**Exercise instructions:** Omit every picture while repeating the entries exactly.

**Task material:**
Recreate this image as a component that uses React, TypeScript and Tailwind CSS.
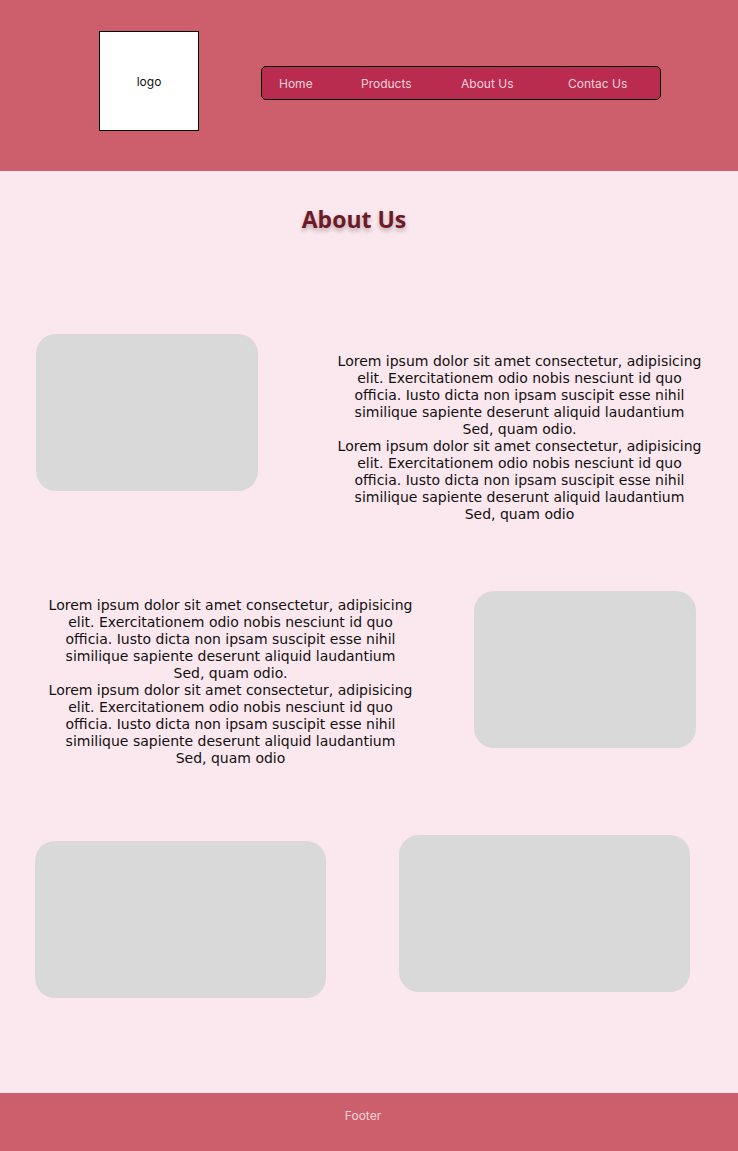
import React from 'react';

const navLinks = ['Home', 'Products', 'About Us', 'Contac Us'];

const paragraph = [
  'Lorem ipsum dolor sit amet consectetur, adipisicing',
  'elit. Exercitationem odio nobis nesciunt id quo',
  'officia. Iusto dicta non ipsam suscipit esse nihil',
  'similique sapiente deserunt aliquid laudantium',
];

function LoremBlock() {
  return (
    <div className="text-center text-[14px] leading-[17px] text-[#111] whitespace-nowrap font-['DejaVu_Sans',sans-serif]">
      {paragraph.map(line => (
        <div key={line}>{line}</div>
      ))}
      <div>Sed, quam odio.</div>
      {paragraph.map(line => (
        <div key={line + '2'}>{line}</div>
      ))}
      <div>Sed, quam odio</div>
    </div>
  );
}

function Placeholder({ className }: { className: string }) {
  return <div className={`bg-[#d9d9d9] rounded-[20px] h-[157px] shrink-0 ${className}`} />;
}

export default function App() {
  return (
    <div className="w-[738px] min-h-[1151px] flex flex-col bg-[#fbe7ee] font-['Inter',sans-serif]">
      {/* Header */}
      <header className="h-[171px] bg-[#cd5f6c] flex items-start">
        <div className="ml-[99px] mt-[31px] w-[100px] h-[100px] bg-white border border-black flex items-center justify-center pt-[2px] text-[12px] text-[#111]">
          logo
        </div>
        <nav className="ml-[62px] mt-[66px] w-[400px] h-[34px] bg-[#b92b4f] border border-black rounded-[5px] flex items-center pl-[17px] pt-[2px] text-[12px] text-[#f7d2da]">
          <span className="w-[82px]">{navLinks[0]}</span>
          <span className="w-[100px]">{navLinks[1]}</span>
          <span className="w-[107px]">{navLinks[2]}</span>
          <span>{navLinks[3]}</span>
        </nav>
      </header>

      {/* Main */}
      <main className="flex-1 flex flex-col">
        <h1 className="mt-[34px] pr-[30px] text-center text-[23px] leading-[28px] font-bold text-[#6d1a24] font-['Open_Sans',sans-serif] [text-shadow:0_3px_4px_rgba(0,0,0,0.25)]">
          About Us
        </h1>

        <section className="mt-[101px] flex items-start">
          <Placeholder className="ml-[36px] w-[222px]" />
          <div className="ml-[79px] mt-[19px] w-[365px] flex justify-center">
            <LoremBlock />
          </div>
        </section>

        <section className="mt-[68px] flex items-start">
          <div className="ml-[48px] mt-[6px] w-[365px] flex justify-center">
            <LoremBlock />
          </div>
          <Placeholder className="ml-[61px] w-[222px]" />
        </section>

        <section className="mt-[68px] flex items-start">
          <Placeholder className="ml-[35px] mt-[6px] w-[291px]" />
          <Placeholder className="ml-[73px] w-[291px]" />
        </section>
      </main>

      {/* Footer */}
      <footer className="h-[58px] bg-[#cd5f6c] flex items-start justify-center pt-[14px] pr-[12px] text-[12px] text-[#f7d2da]">
        Footer
      </footer>
    </div>
  );
}
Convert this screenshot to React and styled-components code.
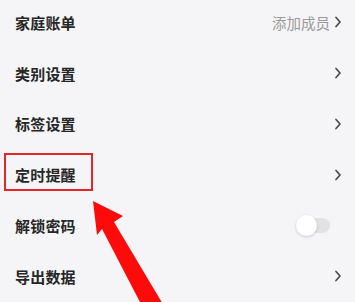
import React from 'react';
import styled, { createGlobalStyle } from 'styled-components';

const GlobalStyle = createGlobalStyle`
    html, body {
        margin: 0;
        padding: 0;
        background-color: #f5f5f7;
    }
    body {
        font-family: "Noto Sans CJK SC", "Noto Sans", sans-serif;
    }
`;

const items = [
    { label: '家庭账单', extra: '添加成员', type: 'link' },
    { label: '类别设置', type: 'link' },
    { label: '标签设置', type: 'link' },
    { label: '定时提醒', type: 'link', marked: true },
    { label: '解锁密码', type: 'toggle' },
    { label: '导出数据', type: 'link' },
];

function Chevron() {
    return (
        <svg width="8" height="12" viewBox="0 0 8 12">
            <path d="M2 1.5 L6 6 L2 10.5" fill="none" stroke="#4a4a4a" strokeWidth="1.7" strokeLinecap="round" strokeLinejoin="round" />
        </svg>
    );
}

function App() {
    return (
        <Page>
            <GlobalStyle />
            <List>
                {items.map((item) => (
                    <Row key={item.label}>
                        <Label>
                            {item.label}
                            {item.marked && <Mark />}
                        </Label>
                        <Right>
                            {item.extra && <Extra>{item.extra}</Extra>}
                            {item.type === 'link' ? <Chevron /> : <Switch><Knob /></Switch>}
                        </Right>
                    </Row>
                ))}
            </List>
            <Arrow width="355" height="302" viewBox="0 0 355 302">
                <polygon points="93,201 123,216 114,222 164,306 142,306 102,229 97,235" fill="#ff0a0a" />
            </Arrow>
        </Page>
    );
}

const Page = styled.div`
    position: relative;
    width: 355px;
    height: 302px;
    overflow: hidden;
    background-color: #f5f5f7;
`;

const List = styled.div`
    display: flex;
    flex-direction: column;
    margin-top: -3px;
`;

const Row = styled.div`
    display: flex;
    align-items: center;
    justify-content: space-between;
    height: 50.8px;
    padding: 0 13px 0 15px;
`;

const Label = styled.div`
    position: relative;
    font-size: 15px;
    font-weight: 600;
    color: #262626;
    letter-spacing: 0.2px;
`;

const Mark = styled.div`
    position: absolute;
    left: -11px;
    top: -11px;
    width: 85px;
    height: 34px;
    border: 2px solid #e3262a;
`;

const Right = styled.div`
    display: flex;
    align-items: center;
    gap: 4px;
`;

const Extra = styled.span`
    font-size: 14.5px;
    color: #9a9a9a;
`;

const Switch = styled.div`
    position: relative;
    width: 32px;
    height: 15px;
    border-radius: 8px;
    background-color: #e2e2e4;
    margin-right: 12px;
`;

const Knob = styled.div`
    position: absolute;
    left: -2px;
    top: -3px;
    width: 21px;
    height: 21px;
    border-radius: 50%;
    background-color: #fff;
    box-shadow: 0 1px 3px rgba(0, 0, 0, 0.18);
`;

const Arrow = styled.svg`
    position: absolute;
    left: 0;
    top: 0;
    pointer-events: none;
`;

export default App;
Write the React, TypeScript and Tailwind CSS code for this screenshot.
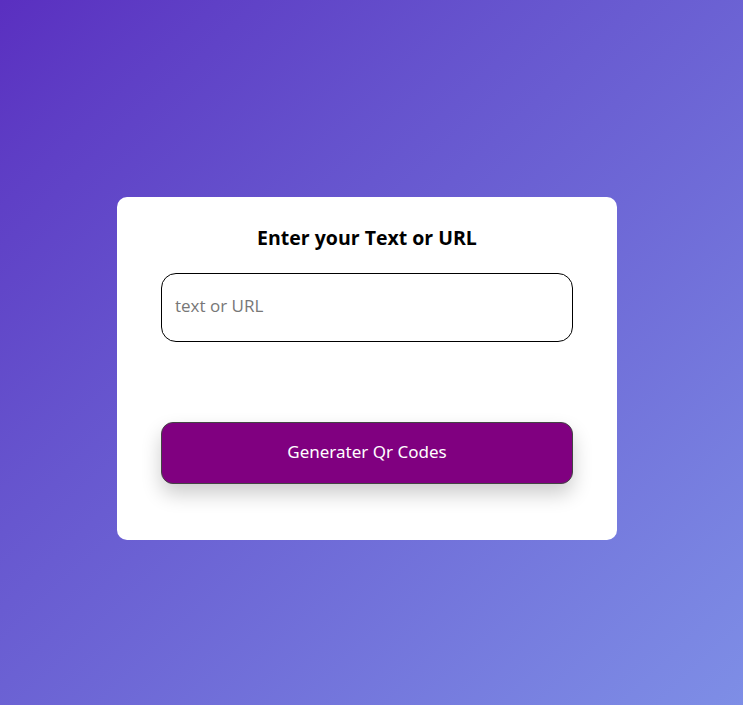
import React from 'react';

export default function App() {
  return (
    <div className="min-h-screen w-full bg-gradient-to-br from-[#5a2fc0] to-[#7e8ee6] pt-[197px] pl-[117px]">
      <div className="w-[500px] bg-white rounded-[10px] px-[44px] pt-[26px] pb-[56px] flex flex-col">
        <h1 className="text-center text-[19.5px] leading-[30px] font-bold text-black font-['Open_Sans',sans-serif]">
          Enter your Text or URL
        </h1>
        <input
          type="text"
          placeholder="text or URL"
          className="mt-[20px] h-[69px] w-full rounded-[15px] border border-black px-[13px] pb-[4px] text-[17px] font-['Open_Sans',sans-serif] placeholder:text-[#777] outline-none"
        />
        <button className="mt-[80px] h-[62px] w-full rounded-[12px] border border-[#444] bg-[#800080] pb-[2px] text-white text-[17px] font-['Noto_Sans',sans-serif] shadow-[0_10px_20px_rgba(0,0,0,0.2)]">
          Generater Qr Codes
        </button>
      </div>
    </div>
  );
}
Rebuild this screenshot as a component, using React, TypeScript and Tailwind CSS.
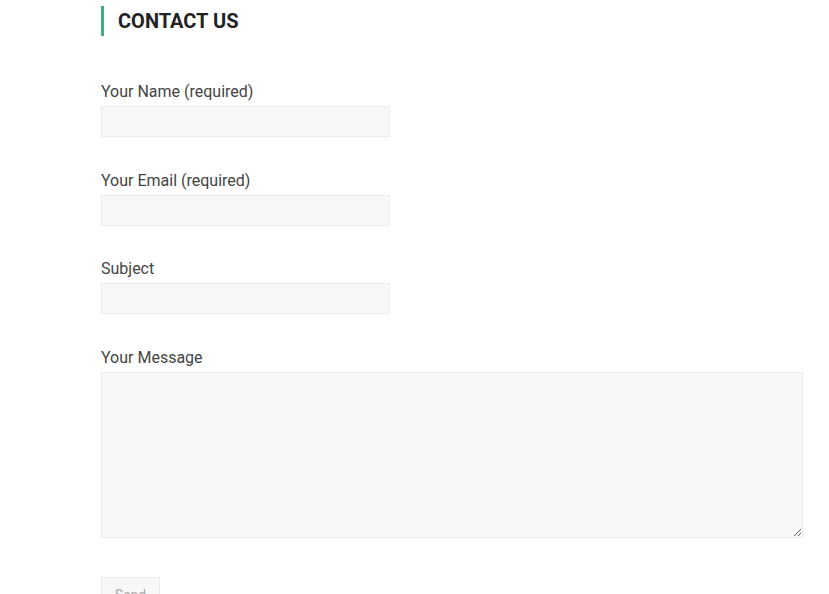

**Finished exercise:**
Recreate this image as a component that uses React, TypeScript and Tailwind CSS.
import React from 'react';

const navLinks = ['Home', 'Products', 'About Us', 'Contac Us'];

const paragraph = [
  'Lorem ipsum dolor sit amet consectetur, adipisicing',
  'elit. Exercitationem odio nobis nesciunt id quo',
  'officia. Iusto dicta non ipsam suscipit esse nihil',
  'similique sapiente deserunt aliquid laudantium',
];

function LoremBlock() {
  return (
    <div className="text-center text-[14px] leading-[17px] text-[#111] whitespace-nowrap font-['DejaVu_Sans',sans-serif]">
      {paragraph.map(line => (
        <div key={line}>{line}</div>
      ))}
      <div>Sed, quam odio.</div>
      {paragraph.map(line => (
        <div key={line + '2'}>{line}</div>
      ))}
      <div>Sed, quam odio</div>
    </div>
  );
}

function Placeholder({ className }: { className: string }) {
  return <div className={`bg-[#d9d9d9] rounded-[20px] h-[157px] shrink-0 ${className}`} />;
}

export default function App() {
  return (
    <div className="w-[738px] min-h-[1151px] flex flex-col bg-[#fbe7ee] font-['Inter',sans-serif]">
      {/* Header */}
      <header className="h-[171px] bg-[#cd5f6c] flex items-start">
        <div className="ml-[99px] mt-[31px] w-[100px] h-[100px] bg-white border border-black flex items-center justify-center pt-[2px] text-[12px] text-[#111]">
          logo
        </div>
        <nav className="ml-[62px] mt-[66px] w-[400px] h-[34px] bg-[#b92b4f] border border-black rounded-[5px] flex items-center pl-[17px] pt-[2px] text-[12px] text-[#f7d2da]">
          <span className="w-[82px]">{navLinks[0]}</span>
          <span className="w-[100px]">{navLinks[1]}</span>
          <span className="w-[107px]">{navLinks[2]}</span>
          <span>{navLinks[3]}</span>
        </nav>
      </header>

      {/* Main */}
      <main className="flex-1 flex flex-col">
        <h1 className="mt-[34px] pr-[30px] text-center text-[23px] leading-[28px] font-bold text-[#6d1a24] font-['Open_Sans',sans-serif] [text-shadow:0_3px_4px_rgba(0,0,0,0.25)]">
          About Us
        </h1>

        <section className="mt-[101px] flex items-start">
          <Placeholder className="ml-[36px] w-[222px]" />
          <div className="ml-[79px] mt-[19px] w-[365px] flex justify-center">
            <LoremBlock />
          </div>
        </section>

        <section className="mt-[68px] flex items-start">
          <div className="ml-[48px] mt-[6px] w-[365px] flex justify-center">
            <LoremBlock />
          </div>
          <Placeholder className="ml-[61px] w-[222px]" />
        </section>

        <section className="mt-[68px] flex items-start">
          <Placeholder className="ml-[35px] mt-[6px] w-[291px]" />
          <Placeholder className="ml-[73px] w-[291px]" />
        </section>
      </main>

      {/* Footer */}
      <footer className="h-[58px] bg-[#cd5f6c] flex items-start justify-center pt-[14px] pr-[12px] text-[12px] text-[#f7d2da]">
        Footer
      </footer>
    </div>
  );
}
Convert this screenshot to React and styled-components code.
import React from 'react';
import styled, { createGlobalStyle } from 'styled-components';

const GlobalStyle = createGlobalStyle`
    html, body {
        margin: 0;
        padding: 0;
        background-color: #f5f5f7;
    }
    body {
        font-family: "Noto Sans CJK SC", "Noto Sans", sans-serif;
    }
`;

const items = [
    { label: '家庭账单', extra: '添加成员', type: 'link' },
    { label: '类别设置', type: 'link' },
    { label: '标签设置', type: 'link' },
    { label: '定时提醒', type: 'link', marked: true },
    { label: '解锁密码', type: 'toggle' },
    { label: '导出数据', type: 'link' },
];

function Chevron() {
    return (
        <svg width="8" height="12" viewBox="0 0 8 12">
            <path d="M2 1.5 L6 6 L2 10.5" fill="none" stroke="#4a4a4a" strokeWidth="1.7" strokeLinecap="round" strokeLinejoin="round" />
        </svg>
    );
}

function App() {
    return (
        <Page>
            <GlobalStyle />
            <List>
                {items.map((item) => (
                    <Row key={item.label}>
                        <Label>
                            {item.label}
                            {item.marked && <Mark />}
                        </Label>
                        <Right>
                            {item.extra && <Extra>{item.extra}</Extra>}
                            {item.type === 'link' ? <Chevron /> : <Switch><Knob /></Switch>}
                        </Right>
                    </Row>
                ))}
            </List>
            <Arrow width="355" height="302" viewBox="0 0 355 302">
                <polygon points="93,201 123,216 114,222 164,306 142,306 102,229 97,235" fill="#ff0a0a" />
            </Arrow>
        </Page>
    );
}

const Page = styled.div`
    position: relative;
    width: 355px;
    height: 302px;
    overflow: hidden;
    background-color: #f5f5f7;
`;

const List = styled.div`
    display: flex;
    flex-direction: column;
    margin-top: -3px;
`;

const Row = styled.div`
    display: flex;
    align-items: center;
    justify-content: space-between;
    height: 50.8px;
    padding: 0 13px 0 15px;
`;

const Label = styled.div`
    position: relative;
    font-size: 15px;
    font-weight: 600;
    color: #262626;
    letter-spacing: 0.2px;
`;

const Mark = styled.div`
    position: absolute;
    left: -11px;
    top: -11px;
    width: 85px;
    height: 34px;
    border: 2px solid #e3262a;
`;

const Right = styled.div`
    display: flex;
    align-items: center;
    gap: 4px;
`;

const Extra = styled.span`
    font-size: 14.5px;
    color: #9a9a9a;
`;

const Switch = styled.div`
    position: relative;
    width: 32px;
    height: 15px;
    border-radius: 8px;
    background-color: #e2e2e4;
    margin-right: 12px;
`;

const Knob = styled.div`
    position: absolute;
    left: -2px;
    top: -3px;
    width: 21px;
    height: 21px;
    border-radius: 50%;
    background-color: #fff;
    box-shadow: 0 1px 3px rgba(0, 0, 0, 0.18);
`;

const Arrow = styled.svg`
    position: absolute;
    left: 0;
    top: 0;
    pointer-events: none;
`;

export default App;
Write the React, TypeScript and Tailwind CSS code for this screenshot.
import React from 'react';

export default function App() {
  return (
    <div className="min-h-screen w-full bg-gradient-to-br from-[#5a2fc0] to-[#7e8ee6] pt-[197px] pl-[117px]">
      <div className="w-[500px] bg-white rounded-[10px] px-[44px] pt-[26px] pb-[56px] flex flex-col">
        <h1 className="text-center text-[19.5px] leading-[30px] font-bold text-black font-['Open_Sans',sans-serif]">
          Enter your Text or URL
        </h1>
        <input
          type="text"
          placeholder="text or URL"
          className="mt-[20px] h-[69px] w-full rounded-[15px] border border-black px-[13px] pb-[4px] text-[17px] font-['Open_Sans',sans-serif] placeholder:text-[#777] outline-none"
        />
        <button className="mt-[80px] h-[62px] w-full rounded-[12px] border border-[#444] bg-[#800080] pb-[2px] text-white text-[17px] font-['Noto_Sans',sans-serif] shadow-[0_10px_20px_rgba(0,0,0,0.2)]">
          Generater Qr Codes
        </button>
      </div>
    </div>
  );
}
Rebuild this screenshot as a component, using React, TypeScript and Tailwind CSS.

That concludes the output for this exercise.